CREATE TABLE `MQL_USERS` AS SELECT *
FROM `users_reporting`.`users`
WHERE `source` = "mql";

The dataset name is the name of the bucket you provided in the dialog (users-reporting), not that of the original dataset created in BigQuery (sales_emea). However, there are no technical limitations; they can have the same name.

Removing an External Bucket

Removing an external bucket is as simple as removing any other bucket. Simply delete it in the UI or via API. The bucket will be removed from the project, but the schema in the database will remain untouched. If you wish to remove the schema, you must do so manually in your warehouse.
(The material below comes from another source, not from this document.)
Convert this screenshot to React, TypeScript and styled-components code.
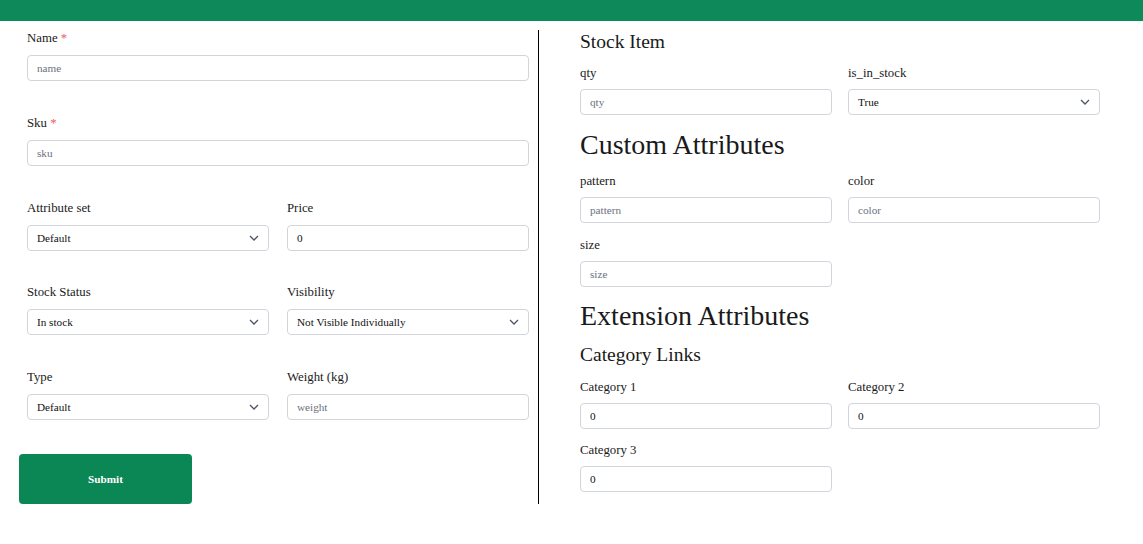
import React from "react";
import styled, { createGlobalStyle } from "styled-components";

const GlobalStyle = createGlobalStyle`
  html, body {
    margin: 0;
    padding: 0;
    background: #fff;
    font-family: "Liberation Serif", "Times New Roman", serif;
    color: #111;
  }
  * { box-sizing: border-box; }
`;

const TopBar = styled.div`
  height: 21px;
  background-color: #0e8a5a;
`;

const Main = styled.div`
  display: flex;
  align-items: flex-start;
  padding-left: 19px;
`;

const LeftPane = styled.div`
  width: 520px;
  margin-top: 9px;
  padding-right: 9px;
  border-right: 1px solid #000;
  display: flex;
  flex-direction: column;
`;

const FieldGrid = styled.div<{ $rowGap: number }>`
  display: grid;
  grid-template-columns: 1fr 1fr;
  column-gap: ${({ $rowGap }) => ($rowGap > 20 ? 18 : 16)}px;
  row-gap: ${({ $rowGap }) => $rowGap}px;
`;

const LeftFields = styled(FieldGrid)`
  padding-left: 8px;
`;

const Field = styled.div<{ $wide?: boolean }>`
  display: flex;
  flex-direction: column;
  grid-column: ${({ $wide }) => ($wide ? "1 / -1" : "auto")};
`;

const Label = styled.label<{ $gap: number }>`
  font-size: 12.8px;
  line-height: 16px;
  margin-bottom: ${({ $gap }) => $gap}px;
  color: #1a1a1a;
`;

const Required = styled.span`
  color: #ef5a5a;
`;

const TextInput = styled.input`
  height: 26px;
  width: 100%;
  border: 1px solid #d1d5db;
  border-radius: 4px;
  padding: 0 9px;
  font-family: "Liberation Serif", "Times New Roman", serif;
  font-size: 11.2px;
  color: #111;
  background: #fff;
  outline: none;

  &::placeholder {
    color: #6b7280;
  }
`;

const SelectWrap = styled.div`
  position: relative;
`;

const Select = styled.select`
  appearance: none;
  -webkit-appearance: none;
  height: 26px;
  width: 100%;
  border: 1px solid #d1d5db;
  border-radius: 4px;
  padding: 0 30px 0 9px;
  font-family: "Liberation Serif", "Times New Roman", serif;
  font-size: 11.2px;
  color: #111;
  background: #fff;
  outline: none;
`;

const Chevron = styled.svg`
  position: absolute;
  right: 10px;
  top: 8px;
  width: 10px;
  height: 10px;
  pointer-events: none;
`;

const SubmitButton = styled.button`
  margin-top: 33.8px;
  width: 173px;
  height: 50px;
  border: none;
  border-radius: 4px;
  background-color: #0b8655;
  color: #fff;
  font-family: "Liberation Serif", "Times New Roman", serif;
  font-size: 11.2px;
  font-weight: bold;
`;

const RightPane = styled.div`
  flex: 1;
  padding: 9px 43px 0 41px;
`;

const Heading = styled.h2<{ $size: number; $top: number }>`
  margin: ${({ $top }) => $top}px 0 0;
  font-weight: normal;
  font-size: ${({ $size }) => $size}px;
  line-height: ${({ $size }) => ($size > 24 ? 32 : 24)}px;
  color: #1a1a1a;
`;

const Section = styled.div<{ $top: number }>`
  margin-top: ${({ $top }) => $top}px;
`;

const Dropdown: React.FC<{ value: string; options: string[] }> = ({ value, options }) => (
  <SelectWrap>
    <Select defaultValue={value}>
      {options.map((o) => (
        <option key={o}>{o}</option>
      ))}
    </Select>
    <Chevron viewBox="0 0 10 10" fill="none" stroke="#4b5563" strokeWidth="1.3">
      <path d="M1 3l4 4 4-4" />
    </Chevron>
  </SelectWrap>
);

const RightField: React.FC<{ label: string; placeholder?: string; value?: string }> = ({
  label,
  placeholder,
  value,
}) => (
  <Field>
    <Label $gap={8}>{label}</Label>
    <TextInput placeholder={placeholder} defaultValue={value} />
  </Field>
);

const App: React.FC = () => {
  return (
    <>
      <GlobalStyle />
      <TopBar />
      <Main>
        <LeftPane>
          <LeftFields $rowGap={33.8}>
            <Field $wide>
              <Label $gap={9}>
                Name <Required>*</Required>
              </Label>
              <TextInput placeholder="name" />
            </Field>
            <Field $wide>
              <Label $gap={9}>
                Sku <Required>*</Required>
              </Label>
              <TextInput placeholder="sku" />
            </Field>
            <Field>
              <Label $gap={9}>Attribute set</Label>
              <Dropdown value="Default" options={["Default"]} />
            </Field>
            <Field>
              <Label $gap={9}>Price</Label>
              <TextInput defaultValue="0" />
            </Field>
            <Field>
              <Label $gap={9}>Stock Status</Label>
              <Dropdown value="In stock" options={["In stock", "Out of stock"]} />
            </Field>
            <Field>
              <Label $gap={9}>Visibility</Label>
              <Dropdown
                value="Not Visible Individually"
                options={["Not Visible Individually", "Catalog", "Search", "Catalog, Search"]}
              />
            </Field>
            <Field>
              <Label $gap={9}>Type</Label>
              <Dropdown value="Default" options={["Default"]} />
            </Field>
            <Field>
              <Label $gap={9}>Weight (kg)</Label>
              <TextInput placeholder="weight" />
            </Field>
          </LeftFields>
          <SubmitButton type="button">Submit</SubmitButton>
        </LeftPane>

        <RightPane>
          <Heading $size={19.5} $top={0}>
            Stock Item
          </Heading>
          <Section $top={11}>
            <FieldGrid $rowGap={14}>
              <RightField label="qty" placeholder="qty" />
              <Field>
                <Label $gap={8}>is_in_stock</Label>
                <Dropdown value="True" options={["True", "False"]} />
              </Field>
            </FieldGrid>
          </Section>

          <Heading $size={28} $top={14}>
            Custom Attributes
          </Heading>
          <Section $top={12}>
            <FieldGrid $rowGap={14}>
              <RightField label="pattern" placeholder="pattern" />
              <RightField label="color" placeholder="color" />
              <RightField label="size" placeholder="size" />
            </FieldGrid>
          </Section>

          <Heading $size={28} $top={13}>
            Extension Attributes
          </Heading>
          <Heading $size={19.5} $top={11}>
            Category Links
          </Heading>
          <Section $top={12}>
            <FieldGrid $rowGap={13}>
              <RightField label="Category 1" value="0" />
              <RightField label="Category 2" value="0" />
              <RightField label="Category 3" value="0" />
            </FieldGrid>
          </Section>
        </RightPane>
      </Main>
    </>
  );
};

export default App;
You may want to revoke the grants to Keboola to ensure that Keboola no longer has access to it.

Usage Recommendations

  • Use external buckets to consume data in your warehouse produced by 3rd-party tools outside of Keboola.
  • Use external buckets to access data in table-like structures that are not directly supported by Keboola (e.g., views or external tables).
  • Using external buckets to load data from services with existing components into Keboola is discouraged. Consider the following limitations of such an approach:
    • You would have to orchestrate, maintain, and monitor the external pipeline, which Keboola normally does for you.
    • Manipulation of the data will not be tracked in the Keboola audit trail.
    • Event-driven triggering is not supported for external buckets, so you must manually synchronize the external and Keboola pipelines based on time.
  • While there are legitimate uses of external tools, keep in mind that by having data pipelines outside Keboola, you lose the main benefit of Keboola – the ability to orchestrate, maintain, monitor, and audit the pipelines in one place.

Limitations

  • Table names in the external buckets can’t be longer than 92 characters and can contain only alphanumeric characters, dashes, and underscores. Tables that do not meet these requirements will be ignored.
  • Table names are not case-sensitive. You cannot create two tables with the same name that differ only in letter case.
  • Creating snapshots from tables in external buckets is not supported.